Yes, probably best to forget this heavy metal stuff, if you've got metals in your head that are making you be like this, what can you do about it? You can't reach in and get them out. The way out of this is the same for us all and involves regaining control of your mind to start making it function normally again. If you start getting worked up about metal in your head, you won't get better.


----------



## SpanishMoon (Apr 21, 2008)

Thanks to everybody for your answers, but I think that if i have got metals in my blood and in my hair it isn?t normal...so i have to try to detoxify my body. I think it?s insane to have toxics in me...DP/DR isn?t the only symptom that i have...
I will begin with quelations and similar process for get them out...And I hope to meet someone who think like me.

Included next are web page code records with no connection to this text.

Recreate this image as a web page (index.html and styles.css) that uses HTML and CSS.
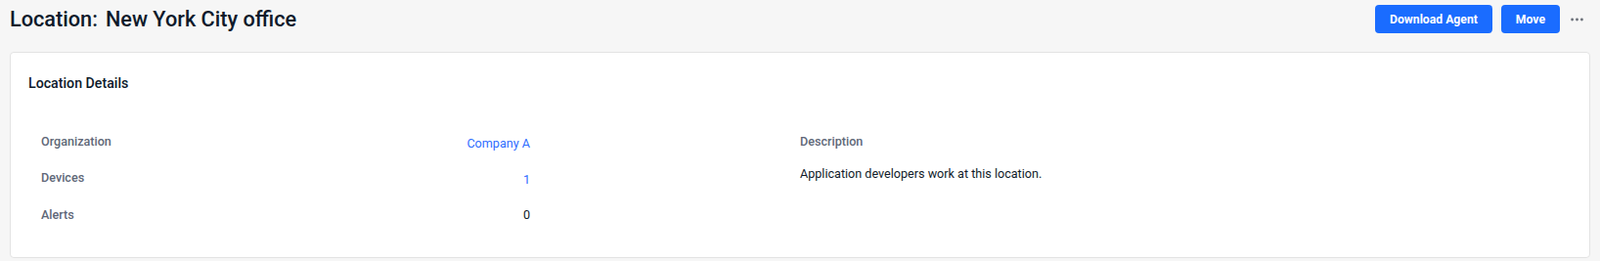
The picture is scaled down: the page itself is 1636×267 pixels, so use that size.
FILE: index.html
```html
<!DOCTYPE html>
<html lang="en">
<head>
  <meta charset="UTF-8">
  <meta name="viewport" content="width=device-width, initial-scale=1.0">
  <title>Location: New York City office</title>
  <link rel="stylesheet" href="styles.css">
</head>
<body>
  <div class="page">
    <header class="page-header">
      <h1 class="page-title"><span class="title-label">Location:</span><span>New York City office</span></h1>
      <div class="header-actions">
        <button class="btn btn-primary">Download Agent</button>
        <button class="btn btn-primary">Move</button>
        <button class="btn-more" aria-label="More actions">
          <svg width="13" height="4" viewBox="0 0 13 4">
            <circle cx="1.6" cy="2" r="1.4"></circle>
            <circle cx="6.5" cy="2" r="1.4"></circle>
            <circle cx="11.4" cy="2" r="1.4"></circle>
          </svg>
        </button>
      </div>
    </header>

    <section class="card">
      <h2 class="card-title">Location Details</h2>

      <div class="details">
        <div class="details-col details-col-left">
          <div class="detail-row">
            <div class="detail-label">Organization</div>
            <div class="detail-value is-link"><a href="#">Company A</a></div>
          </div>
          <div class="detail-row">
            <div class="detail-label">Devices</div>
            <div class="detail-value is-link"><a href="#">1</a></div>
          </div>
          <div class="detail-row">
            <div class="detail-label">Alerts</div>
            <div class="detail-value">0</div>
          </div>
        </div>

        <div class="details-col">
          <div class="detail-label">Description</div>
          <p class="description">Application developers work at this location.</p>
        </div>
      </div>
    </section>
  </div>
</body>
</html>
```

FILE: styles.css
```css
* {
  margin: 0;
  padding: 0;
  box-sizing: border-box;
}

body {
  font-family: Roboto, "Liberation Sans", Arial, sans-serif;
  background: #f6f6f6;
  color: #111c2b;
}

.page {
  padding: 5px 10px 0;
}

/* Header */
.page-header {
  display: flex;
  align-items: center;
  justify-content: space-between;
  height: 29px;
}

.page-title {
  font-size: 21.7px;
  line-height: 28px;
  font-weight: 500;
  color: #0e1a2b;
  display: flex;
  gap: 8px;
}

.header-actions {
  display: flex;
  align-items: center;
  gap: 9px;
}

.btn {
  height: 29px;
  padding: 0 15px;
  border: none;
  border-radius: 4px;
  font-family: inherit;
  font-size: 12.2px;
  font-weight: 700;
  cursor: pointer;
}

.btn-primary {
  background: #1a6cff;
  color: #ffffff;
}

.btn-more {
  background: none;
  border: none;
  display: flex;
  align-items: center;
  padding: 0 7px 0 2px;
  height: 29px;
  fill: #6a6f78;
  cursor: pointer;
}

/* Card */
.card {
  margin-top: 19px;
  background: #ffffff;
  border: 1px solid #e3e3e3;
  border-radius: 4px;
  padding: 21px 18px 34px;
}

.card-title {
  font-size: 14.2px;
  line-height: 20px;
  font-weight: 500;
  color: #0e1a2b;
}

.details {
  display: grid;
  grid-template-columns: 1fr 1fr;
  margin-top: 41px;
}

.details-col-left {
  padding-left: 13px;
  display: flex;
  flex-direction: column;
  gap: 17.6px;
}

.detail-row {
  display: flex;
  align-items: flex-start;
  justify-content: space-between;
  width: 500px;
}

.detail-label {
  font-size: 12.6px;
  line-height: 18px;
  font-weight: 500;
  color: #5f6878;
}

.detail-value {
  font-size: 12.6px;
  line-height: 18px;
  color: #111c2b;
}

.detail-value.is-link {
  padding-top: 1.7px;
}

.detail-value a {
  color: #2f6dff;
  text-decoration: none;
}

.description {
  margin-top: 15px;
  font-size: 12.6px;
  line-height: 18px;
  color: #111c2b;
}
```
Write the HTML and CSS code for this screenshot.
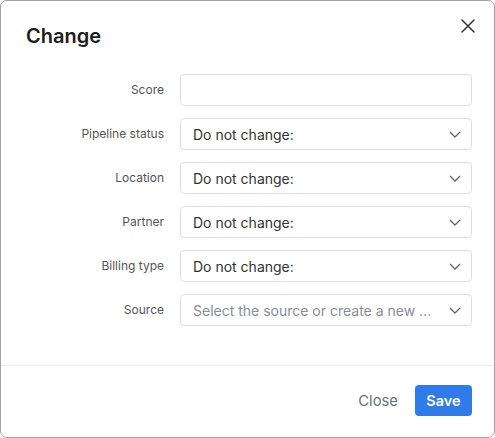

I think there are many causes of DP/DR, and this one could be one of them.


----------



## cyberafrica (Feb 14, 2008)

Enjoyed your explanatory ideas about DP Aaron, well put. Except some days we do think we are "losing it" and that's where we need to be reminded that this is all manageable. Thats exactly what this forum does, gives us a reality check.

Cyber A


----------



## Bryce (Jul 28, 2008)

Forward thinking seems to help, meaning, not analyzing myself or thinking about analyzing myself. The problem is, I can never seem to keep it up for very long. Just keep your thoughts in the "now", If you know what I mean. its hard to explain. Also, playing a musical instrument seems to help drastically, especially with the distraction aspect of recovery...its good for my broken soul.


----------